Letztlich sieht er eine Wesensverwandtschaft von Deutschen und Juden, die in der patriarchalen Gesellschaft beider gegründet sieht. Er selbst tritt für freie Beziehungen, Abschaffung der Ehe und Individualismus ein, was nach Umsetzung eine Art Idealgesellschaft in Harmonie zwischen Deutschen und Juden hervorrufen könne, die er zum Teil im Krieg bei Briten, Franzosen und Italienern gesehen hat: Juden sahen sich als Briten, Franzosen, Italiener.
Seitenhiebe gibt es gegen den deutschen Militarismus wie auch gegen alle möglichen jüdischen Selbstverständnisse (Zionismus, Assimilierung, vorgeblichen Selbsthass - da wird in die Klischeekiste gegriffen) wie auch gegen deutsch(sprachig)e Kultur jüdischer und nicht jüdischer Provenienz: gegen Goethe, Heine, Börne, Thomas Mann. Einzig Nietzsche kommt gut weg, den er von deutschen Nationalisten vereinnahmt sieht.
Interessant ist, dass er bereits die frühen Nationalsozialisten im Radar hat. In einem Satz erwähnt er die Hakenkreuzfahnen im Zusammenhanb mit deutschem Pogrom-Antisemitismus. Gleichzeitig bekommen aber auch (historisch) die jüdischen Aufklärer wie die (zeitgenössisch) Liberalen ihr Fett weg.

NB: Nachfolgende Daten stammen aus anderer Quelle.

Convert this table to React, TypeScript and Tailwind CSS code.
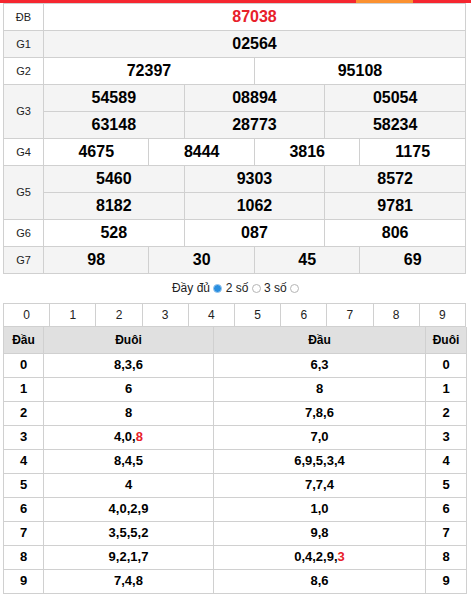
import React from "react";

type Prize = { label: string; rows: string[][]; red?: boolean };

const PRIZES: Prize[] = [
    { label: "ĐB", rows: [["87038"]], red: true },
    { label: "G1", rows: [["02564"]] },
    { label: "G2", rows: [["72397", "95108"]] },
    { label: "G3", rows: [["54589", "08894", "05054"], ["63148", "28773", "58234"]] },
    { label: "G4", rows: [["4675", "8444", "3816", "1175"]] },
    { label: "G5", rows: [["5460", "9303", "8572"], ["8182", "1062", "9781"]] },
    { label: "G6", rows: [["528", "087", "806"]] },
    { label: "G7", rows: [["98", "30", "45", "69"]] },
];

// đầu / đuôi; the last digit marked with * is the special prize (red)
const LOTO: { head: string; tail: string }[] = [
    { head: "8,3,6", tail: "6,3" },
    { head: "6", tail: "8" },
    { head: "8", tail: "7,8,6" },
    { head: "4,0,8*", tail: "7,0" },
    { head: "8,4,5", tail: "6,9,5,3,4" },
    { head: "4", tail: "7,7,4" },
    { head: "4,0,2,9", tail: "1,0" },
    { head: "3,5,5,2", tail: "9,8" },
    { head: "9,2,1,7", tail: "0,4,2,9,3*" },
    { head: "7,4,8", tail: "8,6" },
];

const border = "border border-[#d0d0d0]";

function Digits({ value }: { value: string }) {
    if (!value.endsWith("*")) return <>{value}</>;
    const v = value.slice(0, -1);
    const i = v.lastIndexOf(",");
    return (
        <>
            {v.slice(0, i + 1)}
            <span className="text-[#e8202a]">{v.slice(i + 1)}</span>
        </>
    );
}

function Radio({ checked }: { checked?: boolean }) {
    return checked ? (
        <span className="inline-block w-[9px] h-[9px] rounded-full bg-[#2a8fe0] border border-[#9cc8ee] align-[-1px]" />
    ) : (
        <span className="inline-block w-[9px] h-[9px] rounded-full bg-white border border-[#b5b5b5] align-[-1px]" />
    );
}

export default function App() {
    return (
        <div className="w-[471px] bg-white text-black" style={{ fontFamily: '"Liberation Sans", Arial, sans-serif' }}>
            <div className="flex h-[3px]">
                <div className="w-[356px] bg-[#f5262f]" />
                <div className="w-[57px] bg-[#fb9130]" />
                <div className="flex-1 bg-[#f5262f]" />
            </div>

            <div className="px-[3px]">
                <table className="w-[463px] table-fixed border-collapse">
                    <colgroup>
                        <col className="w-[40px]" />
                        {Array.from({ length: 12 }).map((_, i) => (
                            <col key={i} />
                        ))}
                    </colgroup>
                    <tbody>
                        {PRIZES.map((p, pi) =>
                            p.rows.map((row, ri) => (
                                <tr key={p.label + ri} className={pi % 2 === 1 ? "bg-[#f4f4f4]" : "bg-white"}>
                                    {ri === 0 && (
                                        <td
                                            rowSpan={p.rows.length}
                                            className={`${border} h-[27px] p-0 text-center text-[11px] text-[#222]`}
                                        >
                                            {p.label}
                                        </td>
                                    )}
                                    {row.map((n, ni) => (
                                        <td
                                            key={ni}
                                            colSpan={12 / row.length}
                                            className={`${border} h-[27px] p-0 text-center text-[16px] font-bold ${p.red ? "text-[#e8202a]" : ""}`}
                                        >
                                            {n}
                                        </td>
                                    ))}
                                </tr>
                            ))
                        )}
                    </tbody>
                </table>

                <div className="h-[29px] leading-[28px] text-center text-[12px] text-[#222]">
                    Đầy đủ <Radio checked /> 2 số <Radio /> 3 số <Radio />
                </div>

                <table className="w-[463px] table-fixed border-collapse">
                    <tbody>
                        <tr>
                            {Array.from({ length: 10 }).map((_, i) => (
                                <td key={i} className={`${border} h-[23px] p-0 text-center text-[12px] text-[#222]`}>
                                    {i}
                                </td>
                            ))}
                        </tr>
                    </tbody>
                </table>

                <table className="w-[463px] table-fixed border-collapse">
                    <colgroup>
                        <col className="w-[40px]" />
                        <col className="w-[170px]" />
                        <col className="w-[212px]" />
                        <col className="w-[41px]" />
                    </colgroup>
                    <thead>
                        <tr className="bg-[#e0e0e0]">
                            <th className={`${border} border-t-0 h-[26px] p-0 text-[12px] font-bold`}>Đầu</th>
                            <th className={`${border} border-t-0 p-0 text-[12px] font-bold`}>Đuôi</th>
                            <th className={`${border} border-t-0 p-0 text-[12px] font-bold`}>Đầu</th>
                            <th className={`${border} border-t-0 p-0 text-[12px] font-bold`}>Đuôi</th>
                        </tr>
                    </thead>
                    <tbody>
                        {LOTO.map((r, i) => (
                            <tr key={i}>
                                <td className={`${border} h-[24px] p-0 text-center text-[13px] font-bold`}>{i}</td>
                                <td className={`${border} p-0 text-center text-[13px] font-bold`}>
                                    <Digits value={r.head} />
                                </td>
                                <td className={`${border} p-0 text-center text-[13px] font-bold`}>
                                    <Digits value={r.tail} />
                                </td>
                                <td className={`${border} p-0 text-center text-[13px] font-bold`}>{i}</td>
                            </tr>
                        ))}
                    </tbody>
                </table>
            </div>
        </div>
    );
}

Das Rote Kreuz ist zynisch, da es in die Militärgesellschaft eingeliedert wird, um Pogromopfer hinter die Front zu tragen, und Rathenau sei auch so ein Anbiederer wie Jahrhunderte zuvor ein Moses Mendelssohn, der zum Vorbild Lessings Nathan des Weisen wird.
Schlau werde ich nicht aus dem Text, aber nachdem das nationalsozialistische Deutschland mit seiner Judenvernichtung Europa zu einem Kontinent werden hat lassen, der sich selbst nicht mehr kennt, liegt das wohl weniger an dem Text als an mir und meiner Post-Holocaust-Sozialisierung. Der Text ist ein totes Zeugnis einer vergangenen Zeit. Und das ist zutiefst zu bedauern. Es hätte was zu diskutieren gegeben.